When compared to leading models like CHGNet and MACE-MP-0, MatterSim shows dramatic improvements:
Up to 10x better accuracy on structures under extreme conditions
Significantly better performance on the MPF-TP and Random-TP benchmark sets
Superior ability to handle complex molecular dynamics simulations
The Graphformer version of MatterSim is particularly interesting for direct property prediction.
From S15.2:
After the message passing in M3GNet or structure encoder in Graphormer, we obtain a global representation of a structure using scatter operation to aggregate the node feature... With two different reduction methods, mean or summation, we obtain the readout vectors of a given material, which will be subsequently sent to a multi-layer perceptron (MLP) to make direct property predictions
On the MatBench tasks, it achieved state-of-the-art performance across multiple properties:
This is a very recent release (May 2024), and the open source implementation is still incomplete. While the base M3GNet version is available, several key components are missing:
The Graphformer version of the model isn't available yet
Fine-tuning scripts haven't been released
The full active learning pipeline isn't published
The data generation tools aren't included
This means that while the research results are impressive, practitioners currently can't access the full capabilities described in the paper. The available M3GNet version, while still powerful, doesn't match the performance of the Graphformer version on end-to-end property prediction tasks.

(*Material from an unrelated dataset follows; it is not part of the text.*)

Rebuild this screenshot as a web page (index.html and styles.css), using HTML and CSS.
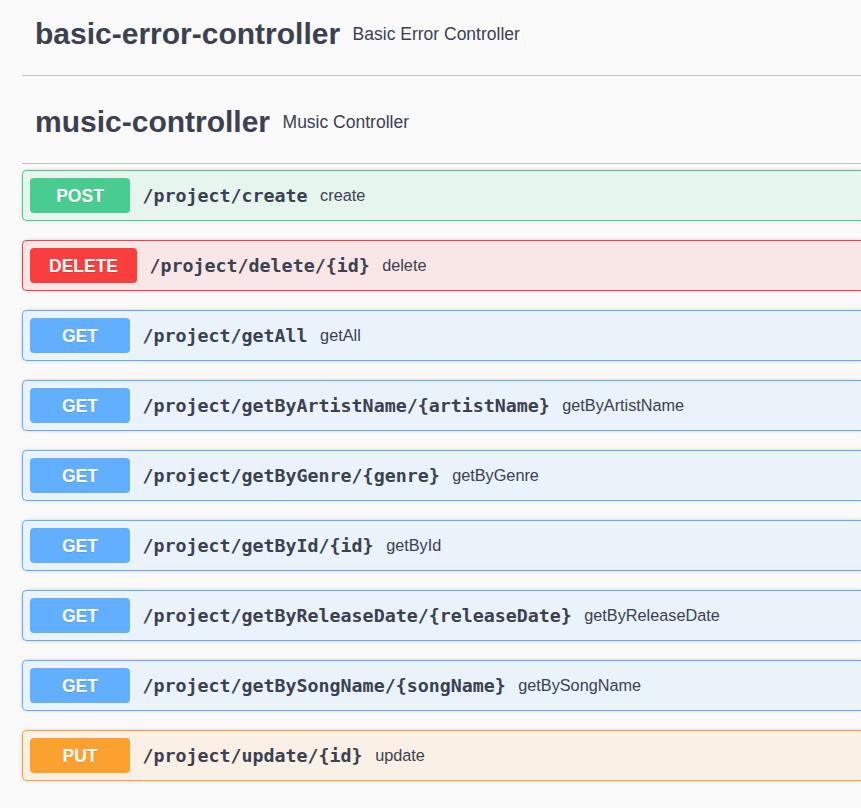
FILE: index.html
```html
<!DOCTYPE html>
<html lang="en">
<head>
<meta charset="utf-8">
<title>Swagger UI</title>
<link rel="stylesheet" href="styles.css">
</head>
<body>
<div class="wrap">
  <section class="tag-section first">
    <h3 class="tag"><span class="tag-name">basic-error-controller</span><small class="tag-desc">Basic Error Controller</small></h3>
  </section>
  <section class="tag-section">
    <h3 class="tag"><span class="tag-name">music-controller</span><small class="tag-desc">Music Controller</small></h3>
    <div class="ops">
      <div class="op post"><span class="method">POST</span><span class="path">/project/create</span><span class="desc">create</span></div>
      <div class="op delete"><span class="method">DELETE</span><span class="path">/project/delete/{id}</span><span class="desc">delete</span></div>
      <div class="op get"><span class="method">GET</span><span class="path">/project/getAll</span><span class="desc">getAll</span></div>
      <div class="op get"><span class="method">GET</span><span class="path">/project/getByArtistName/{artistName}</span><span class="desc">getByArtistName</span></div>
      <div class="op get"><span class="method">GET</span><span class="path">/project/getByGenre/{genre}</span><span class="desc">getByGenre</span></div>
      <div class="op get"><span class="method">GET</span><span class="path">/project/getById/{id}</span><span class="desc">getById</span></div>
      <div class="op get"><span class="method">GET</span><span class="path">/project/getByReleaseDate/{releaseDate}</span><span class="desc">getByReleaseDate</span></div>
      <div class="op get"><span class="method">GET</span><span class="path">/project/getBySongName/{songName}</span><span class="desc">getBySongName</span></div>
      <div class="op put"><span class="method">PUT</span><span class="path">/project/update/{id}</span><span class="desc">update</span></div>
    </div>
  </section>
</div>
</body>
</html>
```

FILE: styles.css
```css
html, body {
  margin: 0;
  padding: 0;
  background: #fafafa;
  overflow: hidden;
  color: #3b4151;
  font-family: "Liberation Sans", Arial, sans-serif;
}

.wrap {
  padding-left: 22px;
  margin-top: -7px;
}

.tag {
  display: flex;
  align-items: center;
  height: 82px;
  margin: 0 0 5px;
  padding: 0 0 0 13px;
  border-bottom: 1px solid rgba(59, 65, 81, 0.3);
  box-sizing: content-box;
}

.tag-name {
  font-size: 30px;
  font-weight: 700;
  color: #3b4151;
}

.tag-desc {
  font-size: 17.5px;
  font-weight: 400;
  margin: 0 12.5px;
  color: #3b4151;
}

.ops {
  padding-top: 1px;
}

.op {
  display: flex;
  align-items: center;
  padding: 7px;
  margin: 0 0 19px;
  border: 1px solid;
  border-right-width: 0;
  border-radius: 5px 0 0 5px;
  box-shadow: 0 0 3.5px rgba(0, 0, 0, 0.19);
  white-space: nowrap;
}

.method {
  box-sizing: border-box;
  min-width: 100px;
  height: 35px;
  padding: 7.5px 19px;
  line-height: 20px;
  font-size: 17.5px;
  font-weight: 700;
  text-align: center;
  color: #fff;
  border-radius: 4px;
  text-shadow: 0 1px 0 rgba(0, 0, 0, 0.1);
}

.path {
  padding: 0 12.5px;
  font-family: "DejaVu Sans Mono", "Liberation Mono", monospace;
  font-weight: 700;
  font-size: 18.3px;
  color: #3b4151;
}

.desc {
  font-size: 16.25px;
  color: #3b4151;
}

.post { background: rgba(73, 204, 144, 0.1); border-color: #49cc90; }
.post .method { background: #49cc90; }

.delete { background: rgba(249, 62, 62, 0.1); border-color: #f93e3e; }
.delete .method { background: #f93e3e; }

.get { background: rgba(97, 175, 254, 0.1); border-color: #61affe; }
.get .method { background: #61affe; }

.put { background: rgba(252, 161, 48, 0.1); border-color: #fca130; }
.put .method { background: #fca130; }
```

The missing Graphformer implementation is particularly significant because it's the version that achieved the best results on many tasks, especially direct property prediction. For instance, in predicting phonon properties, the Graphformer version achieved an MAE of 26.02 cm⁻¹ compared to M3GNet's 56.04 cm⁻¹.
The fine-tuning capabilities are also crucial, as they enable adaptation to new tasks with minimal data. For example, the paper demonstrates adapting to liquid water simulation with only 3% of the data needed for training from scratch, but these tools aren't yet available to the community.
There's also a clear incentive to use Microsoft's Azure environment for more advanced functionality. From the repo:
More advanced and fully-supported pretrained versions of MatterSim, and additional materials capabilities are available in Azure Quantum Elements.
As impressive as this contribution is, I don't think it's worth pursuing further until the repo matures. I'll be evaluating ORB as an alternative.